Is it an ignorant and selfish exercise of privilege to ignore what’s in the news or is it a self-care practice to ease mental health and just get through the day steering more into absurdism than nihilism? I find myself going back and forth on this, but more often landing in the latter camp. I’m admittedly very privileged to live where and when and how I live. I’m also very privileged to have a partner that challenges me to form opinions and take stances. But there are things happening in this world every day that cannot be ignored or denied. Stories that cannot lay buried. No matter where, when, or how in the world there is a story, journalists seek to find and expose the truth. And some seek to draw them too.
Comics journalism or visual reportage or graphic journalism (she goes by a lot of names okay?) is defined by its juxtaposition of text and images that tell a timely, reported, nonfiction story. It’s not satirical political cartoons nor does it garner its audience and sympathy from quick and volatile headlines, but with deeper, long form reporting. The secret sauce: without the artwork, the story is incomplete.

During the Civil War, Frank Leslie’s Illustrated Newspaper and Harper’s Weekly published illustrated accounts of battles. Other times, they’d send artists to courtrooms for visual reporting. Before the proliferation of photography in print, people were drawing their accounts. In the 1920’s, New Masses, sent cartoonists to cover labor strikes. In the 50’s and 60’s, underground comix creators found work with major publications and even founded the underground comix movement through reporting on things from socialist Bulgaria to Harlem. In 1992, Art Spiegelman won the Pulitzer Prize for his graphic Holocaust memoir, Maus, and graphic novels gained overnight literary clout.
Over the years, graphic journalism has garnered Eisner and Harvey Awards. In 2022, much to the chagrin of the waning newspaper cartoonist population, the Pulitzer Prize category for Editorial Cartooning was replaced by one for Illustrated Reporting and Commentary.
To me, graphic journalism’s strength lies in its ability to convey what film and print can’t on their own. Whatever you can see or photograph can be drawn in a style that evokes symbolism and emotion. Because the reader controls the pace in a comic, cartoonists utilize innovative ways of wrapping text up in the imagery and forcing the eye to take in all the important details. In graphic journalism, everything is rendered in the cartoonist’s perspective and can’t help but lay bare their biases. And one of the best examples of this is in Joe Sacco’s Palestine.
Sacco, a Maltese-American cartoonist and journalist, widely regarded as a trailblazer of graphic journalism, documented his two-month stay in the West Bank and Gaza Strip. Palestine, Sacco’s debut graphic novel, is packed with stories about the people he met along the way who’ve been uprooted and displaced by the Israeli government. But it’s also packed with thrilling visual experiments that serve as testament to his efforts to forge a new journalistic path that would lead him to coin the term “comics journalism”.

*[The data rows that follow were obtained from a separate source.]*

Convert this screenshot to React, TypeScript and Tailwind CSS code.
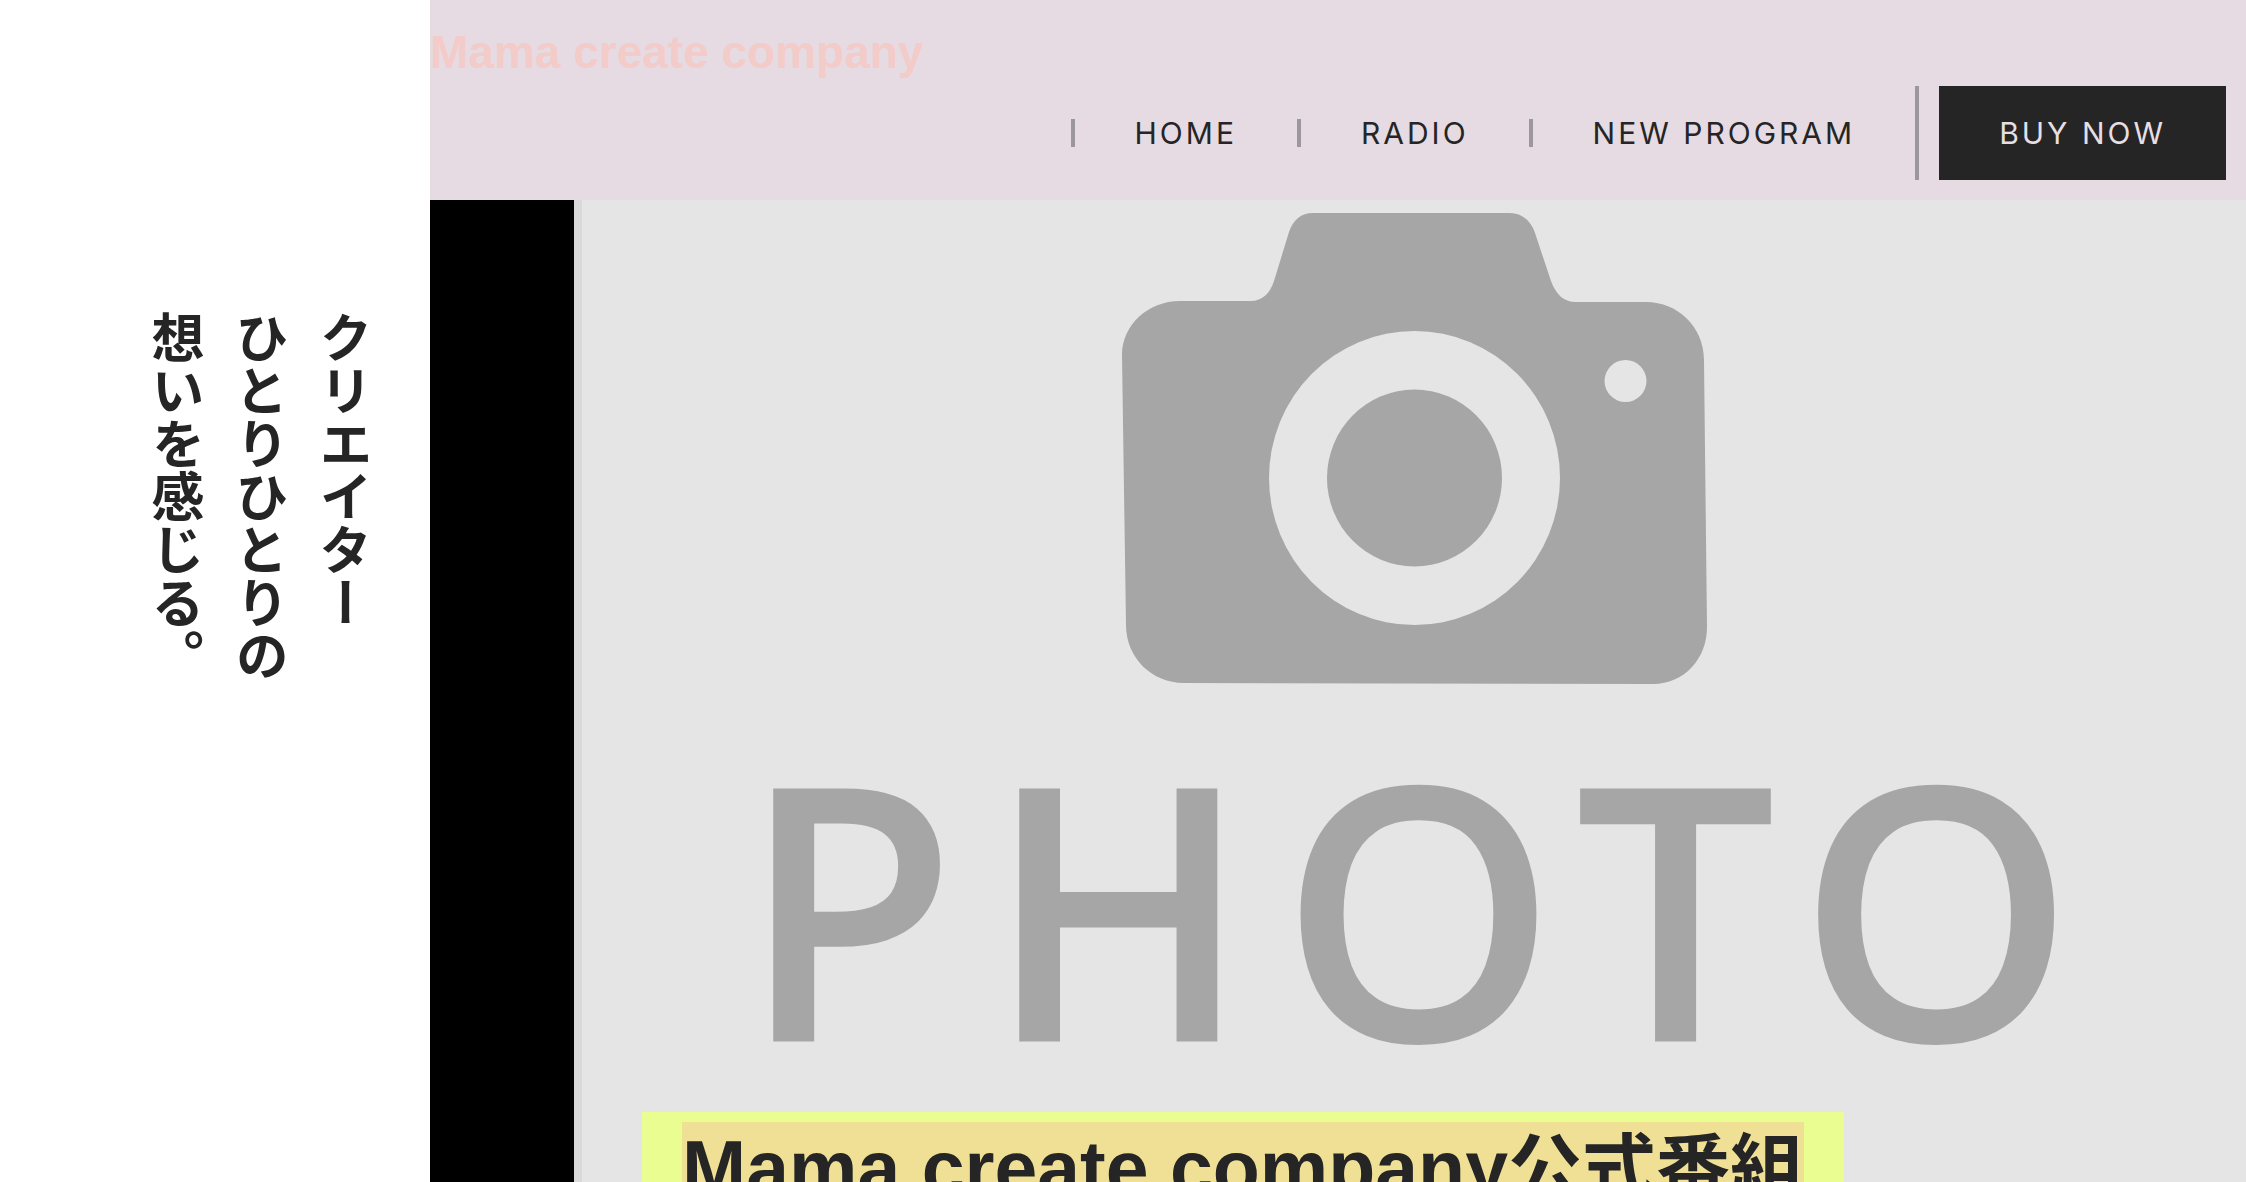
const navItems = [
  { label: "HOME", href: "#home" },
  { label: "RADIO", href: "#radio" },
  { label: "NEW PROGRAM", href: "#new-program" },
];

const PhotoPlaceholder = () => (
  <svg
    viewBox="574 200 1672 982"
    preserveAspectRatio="xMidYMin slice"
    className="block h-full w-full"
    role="img"
    aria-label="PHOTO"
  >
    <rect x="574" y="200" width="8" height="982" fill="#dadada" />
    <path
      fill="#a6a6a6"
      d="M1313 213H1510C1522 213 1531 221 1535 233L1551 281C1556 294 1563 302 1576 302H1646C1678 302 1704 327 1704 360L1707 627C1707 659 1684 684 1653 684L1184 683C1152 683 1126 658 1126 625L1122 355C1122 325 1148 301 1180 301H1251C1263 301 1270 293 1274 281L1289 232C1293 220 1301 213 1313 213Z"
    />
    <ellipse cx="1414.5" cy="478" rx="145.5" ry="147" fill="#e5e5e5" />
    <ellipse cx="1414.5" cy="478" rx="87.5" ry="88.5" fill="#a6a6a6" />
    <circle cx="1625.5" cy="381" r="21" fill="#e5e5e5" />
    <text
      x="742"
      y="1040"
      fill="#a6a6a6"
      stroke="#a6a6a6"
      strokeWidth="3"
      className="font-['Noto_Sans',sans-serif] text-[350px] font-medium tracking-[32px]"
    >
      PHOTO
    </text>
  </svg>
);

const Header = () => (
  <header className="flex h-[200px] shrink-0 flex-col justify-between bg-[#e6dbe3] pt-6 pb-5">
    <h1 className="font-['Liberation_Sans',sans-serif] text-[46px] leading-[56px] font-bold text-[#f3cbc8]">
      <a href="#home">Mama create company</a>
    </h1>
    <nav className="-mt-4 pr-5">
      <ul className="flex items-center justify-end font-[Inter,sans-serif] text-[30px] leading-7 text-[#252525]">
        {navItems.map((item) => (
          <li key={item.label} className="border-l-4 border-[#9c979b] px-[60px]">
            <a href={item.href} className="tracking-widest">
              {item.label}
            </a>
          </li>
        ))}
        <li className="border-l-4 border-[#9c979b] pl-5">
          <button
            type="button"
            className="block h-[94px] bg-[#252525] px-[60px] tracking-widest text-[#e6dfe3]"
          >
            BUY NOW
          </button>
        </li>
      </ul>
    </nav>
  </header>
);

const App = () => {
  return (
    <div className="flex h-screen overflow-hidden bg-white text-[#252525]">
      <aside className="flex w-[430px] shrink-0 justify-end pt-[311px] pr-[42px]">
        <p className="font-['Noto_Sans_CJK_JP',sans-serif] text-[53px] leading-[84px] font-bold [writing-mode:vertical-rl]">
          クリエイター
          <br />
          ひとりひとりの
          <br />
          想いを感じる。
        </p>
      </aside>

      <div className="flex min-w-0 flex-1 flex-col">
        <Header />
        <main className="min-h-0 flex-1 bg-black pl-36">
          <div className="relative h-full overflow-hidden bg-[#e5e5e5]">
            <PhotoPlaceholder />
            <h2 className="absolute top-[912px] left-[68px] bg-[#e9fd91] px-10 py-[10px] font-['Liberation_Sans','Noto_Sans_CJK_JP',sans-serif] text-[77px] leading-[92px] font-bold whitespace-nowrap">
              <span className="block bg-[#efe096]">
                Mama create company<span className="text-[74px]">公式番組</span>
              </span>
            </h2>
          </div>
        </main>
      </div>
    </div>
  );
};

export default App;
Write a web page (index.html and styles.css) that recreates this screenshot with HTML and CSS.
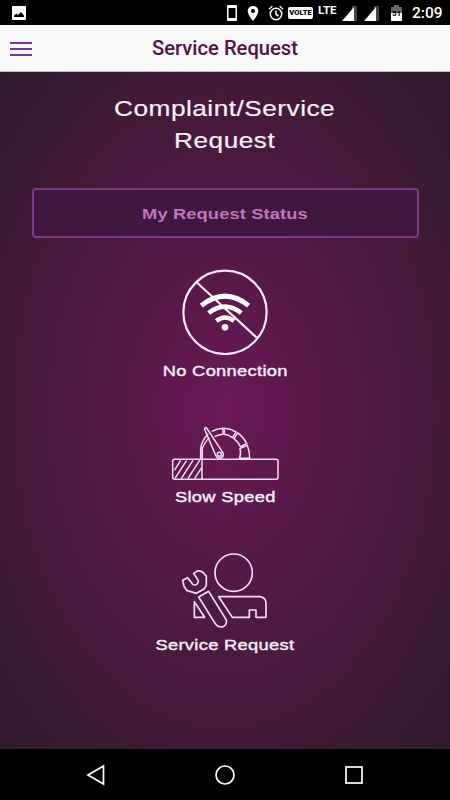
FILE: index.html
```html
<!DOCTYPE html>
<html lang="en">
<head>
    <meta charset="UTF-8">
    <meta name="viewport" content="width=device-width, initial-scale=1.0">
    <title>Service Request</title>
    <link rel="stylesheet" href="styles.css">
</head>
<body>
<div class="status-bar">
    <svg class="picture" width="14" height="14" viewBox="0 0 14 14">
        <rect width="14" height="14" rx="1" fill="#fff"/>
        <path d="M2 11V9.500L4.500 7.500L6 9L9 6L12 9.500V11Z" fill="#000"/>
    </svg>
    <div class="status-icons">
        <svg width="12" height="18" viewBox="0 0 12 18">
            <rect x="1" y="1" width="10" height="16" rx="1" fill="#fff"/>
            <rect x="2.500" y="4" width="7" height="10" fill="#000"/>
        </svg>
        <svg width="12" height="17" viewBox="0 0 12 17">
            <path d="M6 1C3 1 .7 3.200 .7 6C.7 10 6 16 6 16S11.300 10 11.300 6C11.300 3.200 9 1 6 1Z" fill="#fff"/>
            <circle cx="6" cy="6" r="2" fill="#000"/>
        </svg>
        <svg width="16" height="16" viewBox="0 0 16 16" fill="none" stroke="#fff" stroke-width="1.500">
            <circle cx="8" cy="9" r="5.700"/>
            <path d="M8 5.500V9.500L10.500 11M1 4.200L4.300 1.200M15 4.200L11.700 1.200"/>
        </svg>
        <span class="volte">VOLTE</span>
        <span class="lte">LTE</span>
        <svg class="signal" width="15" height="15" viewBox="0 0 15 15">
            <path d="M10 0H15V15H10Z" fill="#444"/>
            <path d="M12 1V15H0Z" fill="#fff"/>
        </svg>
        <svg class="signal" width="15" height="15" viewBox="0 0 15 15">
            <path d="M10 0H15V15H10Z" fill="#444"/>
            <path d="M12 1V15H0Z" fill="#fff"/>
        </svg>
        <svg class="battery" width="11" height="16" viewBox="0 0 11 16">
            <path d="M0 2H3V0H8V2H11V9H0Z" fill="#666"/>
            <path d="M0 8H11V16H0Z" fill="#fff"/>
            <text x="5.500" y="11" text-anchor="middle">51</text>
        </svg>
        <span class="clock">2:09</span>
    </div>
</div>
<header class="header">
    <div class="menu">
        <span></span>
        <span></span>
        <span></span>
    </div>
    <div class="header-title">Service Request</div>
</header>
<main class="content">
    <h1><span class="wide">Complaint/Service<br>Request</span></h1>
    <button class="status-button"><span class="wide">My Request Status</span></button>
    <div class="option no-connection">
        <svg width="86" height="86" viewBox="96 27 258 258" fill="none" stroke="#fdeefa">
            <circle cx="225" cy="157" r="125" stroke-width="6.500"/>
            <path d="M139 66L320 233" stroke-width="6.500"/>
            <path d="M154 137Q225 80 296 137" stroke="#fff" stroke-width="15"/>
            <path d="M176 159Q225 121 274 159" stroke="#fff" stroke-width="14"/>
            <path d="M199 183Q225 162 252 183" stroke="#fff" stroke-width="13"/>
            <circle cx="225" cy="202" r="10" fill="#fff" stroke="none"/>
        </svg>
        <span class="wide">No Connection</span>
    </div>
    <div class="option slow-speed">
        <svg width="110" height="56" viewBox="60 33 330 168" fill="none" stroke="#f7dff2" stroke-width="4.500">
            <rect x="68" y="133" width="316" height="60" rx="6"/>
            <path d="M156 133V193"/>
            <path d="M73 166L92 136M75 190L110 136M94 190L129 136M114 190L149 136M134 190L155 158"/>
            <path d="M152 131V100L159 96C164 84 170 75 178 69M157 131V99M152 98C156 80 164 68 174 58M185 49Q201 41 219 40V58Q204 59 194 65"/>
            <path d="M223 40Q242 41 258 51L248 68Q237 60 223 58Z"/>
            <path d="M263 54Q280 65 290 86L271 95Q264 80 252 71Z"/>
            <path d="M292 91Q299 109 299 130H269Q274 113 270 101Z"/>
            <path d="M169 38Q164 35 164 43L197 121C201 132 216 133 220 121Q221 115 216 109Z"/>
            <circle cx="208" cy="118" r="6"/>
        </svg>
        <span class="wide">Slow Speed</span>
    </div>
    <div class="option service-request">
        <svg width="88" height="78" viewBox="96 21 264 234" fill="none" stroke="#f7dff2" stroke-width="5" stroke-linejoin="round">
            <circle cx="254" cy="83" r="56"/>
            <path d="M101 106L116 98L131 118Q137 122 143 118Q149 114 148 107L134 85L145 78Q155 76 163 83L172 94V121L165 132L142 145L113 136L105 124Z"/>
            <path d="M149 156L179 139L232 225Q235 239 222 245Q209 249 200 238Z"/>
            <path d="M136 170V217H167Z"/>
            <path d="M209 155H334Q351 158 351 175V217H321V195H301V217H250Z"/>
        </svg>
        <span class="wide">Service Request</span>
    </div>
</main>
<nav class="nav-bar">
    <svg width="20" height="22" viewBox="0 0 20 22"><path d="M17.500 2V20L2 11Z"/></svg>
    <svg width="22" height="22" viewBox="0 0 22 22"><circle cx="11" cy="11" r="9"/></svg>
    <svg width="20" height="20" viewBox="0 0 20 20"><rect x="2" y="2" width="16" height="16"/></svg>
</nav>
</body>
</html>
```
FILE: styles.css
```css
* {
  box-sizing: border-box;
}

body {
  margin: 0;
  height: 800px;
  display: flex;
  flex-direction: column;
  font-family: "Liberation Sans", Arial, sans-serif;
  background-color: #000;
}

svg {
  display: block;
  flex-shrink: 0;
}

.status-bar {
  height: 25px;
  padding: 1px 7px 0 12px;
  display: flex;
  align-items: center;
  justify-content: space-between;
  color: #fff;
  font-family: Roboto, sans-serif;
}

.status-icons {
  display: flex;
  align-items: center;
  height: 24px;
}

.status-icons > * + * {
  margin-left: 9px;
}

.status-icons .volte {
  width: 25px;
  height: 12px;
  margin-left: 4px;
  border-radius: 2px;
  background-color: #fff;
  color: #000;
  font-size: 7.5px;
  font-weight: 900;
  line-height: 12px;
  text-align: center;
}

.status-icons .lte {
  width: 19px;
  margin-left: 5px;
  padding-bottom: 7px;
  font-size: 11.5px;
  font-weight: 700;
  line-height: 12px;
}

.status-icons .signal {
  margin-left: 5px;
}

.status-icons .signal + .signal {
  margin-left: 7px;
}

.status-icons .battery {
  margin-left: 12px;
}

.battery text {
  font-size: 8px;
  font-weight: 700;
}

.status-icons .clock {
  width: 31px;
  margin-left: 10px;
  font-size: 15.5px;
  font-weight: 500;
  line-height: 25px;
}

.header {
  height: 47px;
  padding: 0 10px;
  display: grid;
  grid-template-columns: 22px 1fr 22px;
  align-items: center;
  background-color: #f8f8f8;
  border-bottom: 1px solid #c4b8c4;
}

.menu {
  display: grid;
  gap: 4px;
  padding-top: 2px;
}

.menu span {
  height: 2px;
  background-color: #7b3590;
}

.header-title {
  color: #551246;
  font-family: Roboto, sans-serif;
  font-size: 20.2px;
  font-weight: 500;
  text-align: center;
}

.content {
  height: 677px;
  padding: 21px 32px 0;
  display: flex;
  flex-direction: column;
  align-items: center;
  background: radial-gradient(ellipse at center, #6b1956 0%, #571948 30%, #431a3a 65%, #2d1a2d 100%);
}

/* extended letterforms */
.wide {
  display: inline-block;
  white-space: nowrap;
  transform: scaleX(1.22);
}

h1 {
  margin: 0;
  color: #fdf0fa;
  font-size: 21.5px;
  font-weight: 400;
  letter-spacing: 0.4px;
  line-height: 32px;
  text-align: center;
  -webkit-text-stroke: 0.2px #fdf0fa;
}

.status-button {
  width: 387px;
  height: 50px;
  margin: 31px 0;
  padding: 0;
  border: 2px solid #7b3c88;
  border-radius: 4px;
  background-color: #3f183f;
  color: #bd78b8;
  font-family: inherit;
  font-size: 15px;
  font-weight: 700;
  letter-spacing: 0.1px;
}

.option {
  display: flex;
  flex-direction: column;
  align-items: center;
  color: #fdeefa;
  font-size: 15px;
  letter-spacing: 0.25px;
  line-height: 20px;
  -webkit-text-stroke: 0.4px #fdeefa;
}

.no-connection {
  gap: 6px;
  margin-bottom: 45px;
}

.slow-speed {
  gap: 5px;
  margin-bottom: 45px;
}

.service-request {
  gap: 5px;
}

.nav-bar {
  height: 51px;
  padding: 0 86px;
  display: flex;
  align-items: center;
  justify-content: space-between;
}

.nav-bar svg {
  fill: none;
  stroke: #fff;
  stroke-width: 1.7;
}
```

[Back then] doing a book about the Palestinians was almost a fantasy project for me, in that I felt I had to do it—but I didn’t think really think anyone was going to read it. And hardly anyone did read it when it came out as a series; the sales just got lower and lower and lower. It was only when it came out as a book and the non-comics world saw it, that it started to do well. Now people are giving my work the time of day because it’s in comics form.In other words, they’re probably not going to read another book about the Palestinians. But if I do another book about the Palestinians, I know there are going to be people who are going to read it because of the fact that it is a comic. Go figure that.
Sacco’s cartooning is extremely distinct. He has a way of portraying so much emotion and true to life details with over-exaggerated features, proportions, and scale. His depiction of himself is even kind of goofy to look at at first, but you can start to see that while the people in his book don’t appear photo-realistic, that actually makes them more relatable, more like someone on which anyone can imprint.
There is an empathy in Sacco’s work that can’t help but come through. Often throughout the book he is learning in real time proper etiquette, language, and customs in a way that is easily digestible for anyone mildly curious how Palestinians live. After being ushered around to this town and that camp, Sacco talks about how he sat in different versions of the same Palestinian room. A bunch of men huddled around, cold, drinking bottomless cups of tea and or coffee. And every room brought with it similar and horrifying stories of colonization and genocide.
Through excruciating detail and visceral visual storytelling, Sacco paved the way for graphic journalism to evolve into its current form. In recent years, several wonderful comics journalism books have been gaining attention through the Eisner Awards.
Last year alone saw Invisible Wounds: Graphic Journalism by Jess Rufflison, which recounts first hand experience from varying military personnel in a poignant and gut wrenching graphic novel. Additionally, Nellie Boy’s original news story regarding her undercover exposé in a sanitarium was adapted last year into Ten Days in a Madhouse to critical acclaim. But I love stories that uncover the true history that we aren’t taught in schools. For that I highly recommend The Black Panther Party: A Graphic History, by David F. Walker and Marcus Kwame Anderson.
Whether you follow every media outlet on TV, social media or through your local comic shop or library, there are truly remarkable stories out there of human struggling, triumph, and everyday living that deserve more attention and action.